BLS REVISIONS: The Preliminary BLS Benchmark total payroll revisions for March 2025 were revised down by 911k, which was a steeper drop than the median estimate compiled by Bloomberg of -682k, and also outside of the Bloomberg forecast range of -200 to -900k. Governor Waller had expected a negative print of -720k. The revisions, which include data from April 2024-March 2025, will see the final revision released in February 2026, alongside the January jobs report - but with the downward revisions, it shows job creation from April 24-March 25 at 847k, averaging c. 70k per month. Nonetheless, the prelim estimate is weak and shows that the labour market was at an even weaker point than originally estimated and adds to the already downbeat labour market concerns, which only bolsters the arguments for the Fed to lower rates.
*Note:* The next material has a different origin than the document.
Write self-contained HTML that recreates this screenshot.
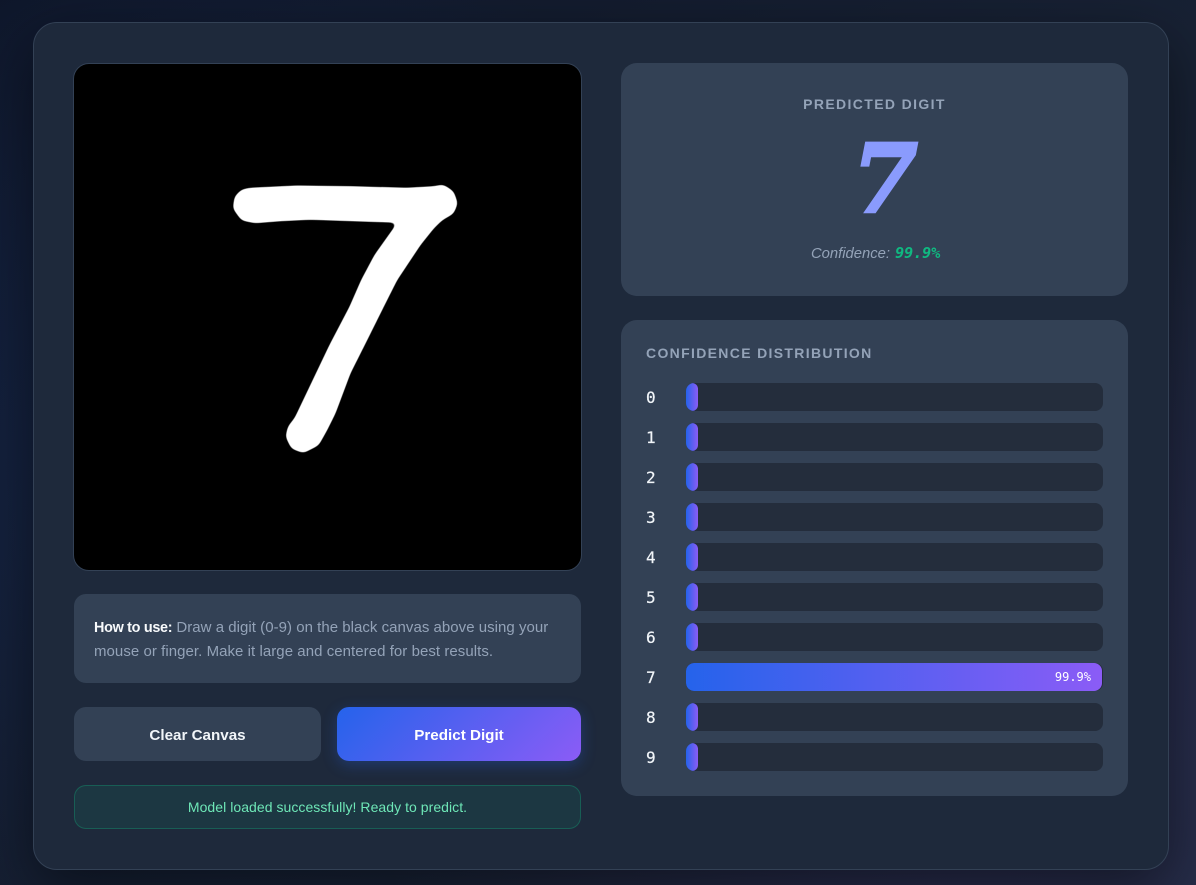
<!DOCTYPE html>
<html><head><meta charset="utf-8"><style>
*{box-sizing:border-box;margin:0;padding:0}
html,body{width:1196px;height:885px;overflow:hidden}
body{position:relative;background:radial-gradient(circle at 20% 50%,rgba(37,99,235,.15),transparent 50%),radial-gradient(circle at 80% 80%,rgba(139,92,246,.15),transparent 50%),linear-gradient(135deg,#0f172a,#1e293b);font-family:"Liberation Sans",sans-serif}
.shadow{position:absolute;left:33px;top:22px;width:1136px;height:848px;border-radius:24px;box-shadow:0 20px 60px rgba(0,0,0,.5)}
.a{position:absolute}
.t{position:absolute;white-space:nowrap}
.track{position:absolute;left:686px;width:417px;height:28px;background:#242d3c;border-radius:8px;overflow:hidden}
.fill{position:absolute;left:0;top:0;height:28px;width:12px;background:linear-gradient(90deg,#2563eb,#8b5cf6);border-radius:8px}
.n{position:absolute;left:646px;width:12px;font:16px/20px "DejaVu Sans Mono",monospace;color:#f1f5f9;-webkit-text-stroke:.2px #f1f5f9}
</style></head><body>
<div class="shadow"></div>
<div class="a" style="left:33px;top:22px;width:1136px;height:848px;background:#1e293b;border:1px solid #334155;border-radius:24px"></div>

<div class="a" style="left:73px;top:63px;width:509px;height:508px;background:#000;border:1px solid #334155;border-radius:16px;overflow:hidden"></div>
<svg class="a" style="left:73px;top:63px" width="509" height="508" viewBox="73 63 509 508">
<defs><filter id="sm" x="-5%" y="-5%" width="110%" height="110%" color-interpolation-filters="sRGB"><feGaussianBlur stdDeviation="2.8"/><feColorMatrix values="1 0 0 0 0 0 1 0 0 0 0 0 1 0 0 0 0 0 7 -3"/></filter></defs>
<path filter="url(#sm)" fill="#fff" stroke="#fff" stroke-width="1" stroke-linejoin="round" d="M250 188.3L296.7 186L353.3 186.7L406.7 188.3L433.3 186.7L443.3 185L453.3 191.7L457.3 203.3L453.3 213.3L441.7 220L433.3 228.3L420 245L406.7 265L396.7 280L383.3 306.7L366.7 340L350 373.3L335 413.3L326.7 430L318.3 445L303.3 452.7L291.7 448.3L286 436.7L288.3 426.7L295 418.3L313.3 380L330 345L350 306.7L361.7 280L375 255L398.3 222.3L353.3 220.7L310 219.3L280 220.7L255 222.7L241.7 220L233.3 208.3L235 196.7L241.7 190Z"/>
</svg>

<div class="a" style="left:74px;top:594px;width:507px;height:89px;background:#334155;border-radius:12px"></div>
<div class="t" style="left:94px;top:616px;font-size:15px;line-height:24px;color:#94a3b8"><b style="color:#f8fafc;font-size:14.4px;letter-spacing:-.3px">How to use:</b> <span style="letter-spacing:.03px">Draw a digit (0-9) on the black canvas above using your</span><br><span style="letter-spacing:.05px">mouse or finger. Make it large and centered for best results.</span></div>

<div class="a" style="left:74px;top:707px;width:247px;height:54px;background:#334155;border-radius:12px"></div>
<div class="t" style="left:74px;top:709px;width:247px;text-align:center;font:bold 15.2px/54px 'Liberation Sans',sans-serif;color:#f1f5f9">Clear Canvas</div>
<div class="a" style="left:337px;top:707px;width:244px;height:54px;background:linear-gradient(135deg,#2563eb,#8b5cf6);border-radius:12px;box-shadow:0 4px 15px rgba(37,99,235,.3)"></div>
<div class="t" style="left:337px;top:709px;width:244px;text-align:center;font:bold 15.2px/54px 'Liberation Sans',sans-serif;color:#fff">Predict Digit</div>

<div class="a" style="left:74px;top:785px;width:507px;height:44px;background:rgba(16,185,129,.1);border:1px solid rgba(16,185,129,.3);border-radius:12px"></div>
<div class="t" style="left:74px;top:785px;width:507px;text-align:center;font-size:14px;line-height:44px;color:#6ee7b7;letter-spacing:.05px">Model loaded successfully! Ready to predict.</div>

<div class="a" style="left:621px;top:63px;width:507px;height:233px;background:#334155;border-radius:16px"></div>
<div class="t" style="left:621px;top:95px;width:507px;text-align:center;font:bold 14px/18px 'Liberation Sans',sans-serif;letter-spacing:1.37px;color:#94a3b8">PREDICTED DIGIT</div>
<div class="t" style="left:835px;top:120px;width:100px;text-align:center;font:italic bold 95px/120px 'DejaVu Serif',serif;color:#8a9bfd;-webkit-text-stroke:2.5px #8a9bfd">7</div>
<div class="t" style="left:811px;top:243px;font:italic 14.8px/20px 'Liberation Sans',sans-serif;color:#94a3b8">Confidence: <span style="font:italic bold 15px/20px 'DejaVu Sans Mono',monospace;color:#10b981;margin-left:1px">99.9%</span></div>

<div class="a" style="left:621px;top:320px;width:507px;height:476px;background:#334155;border-radius:16px"></div>
<div class="t" style="left:646px;top:344px;font:bold 14px/18px 'Liberation Sans',sans-serif;letter-spacing:1.33px;color:#94a3b8">CONFIDENCE DISTRIBUTION</div>

<div class="n" style="top:388px">0</div><div class="track" style="top:383px"><div class="fill"></div></div>
<div class="n" style="top:428px">1</div><div class="track" style="top:423px"><div class="fill"></div></div>
<div class="n" style="top:468px">2</div><div class="track" style="top:463px"><div class="fill"></div></div>
<div class="n" style="top:508px">3</div><div class="track" style="top:503px"><div class="fill"></div></div>
<div class="n" style="top:548px">4</div><div class="track" style="top:543px"><div class="fill"></div></div>
<div class="n" style="top:588px">5</div><div class="track" style="top:583px"><div class="fill"></div></div>
<div class="n" style="top:628px">6</div><div class="track" style="top:623px"><div class="fill"></div></div>
<div class="n" style="top:668px">7</div><div class="track" style="top:663px"><div class="fill" style="width:416px"></div><div class="t" style="right:12px;top:0;font:12px/28px 'DejaVu Sans Mono',monospace;color:#fff">99.9%</div></div>
<div class="n" style="top:708px">8</div><div class="track" style="top:703px"><div class="fill"></div></div>
<div class="n" style="top:748px">9</div><div class="track" style="top:743px"><div class="fill"></div></div>
</body></html>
With the benchmark revisions usually revised down, it only adds to fears of the real situation in the jobs market in H2 25, given the recent slowdown.

FIXED INCOME

T-NOTE FUTURES (Z5) SETTLED 6 TICKS LOWER AT 113-11

T-Notes fade downward BLS revision gains into supply and inflation data. At settlement, 2-year +4.9bps at 3.544%, 3-year +4.0bps at 3.503%, 5-year +3.2bps at 3.602%, 7-year +2.6bps at 3.802%, 10-year +2.8bps at 4.074%, 20-year +2.3bps at 4.670%, 30-year +2.6bps at 4.717%.

INFLATION BREAKEVENS: 1-year BEI +5.1bps at 3.250%, 3-year BEI +2.1bps at 2.750%, 5-year BEI +1.4bps at 2.459%, 10-year BEI +0.9bps at 2.353%, 30-year BEI +0.7bps at 2.235%.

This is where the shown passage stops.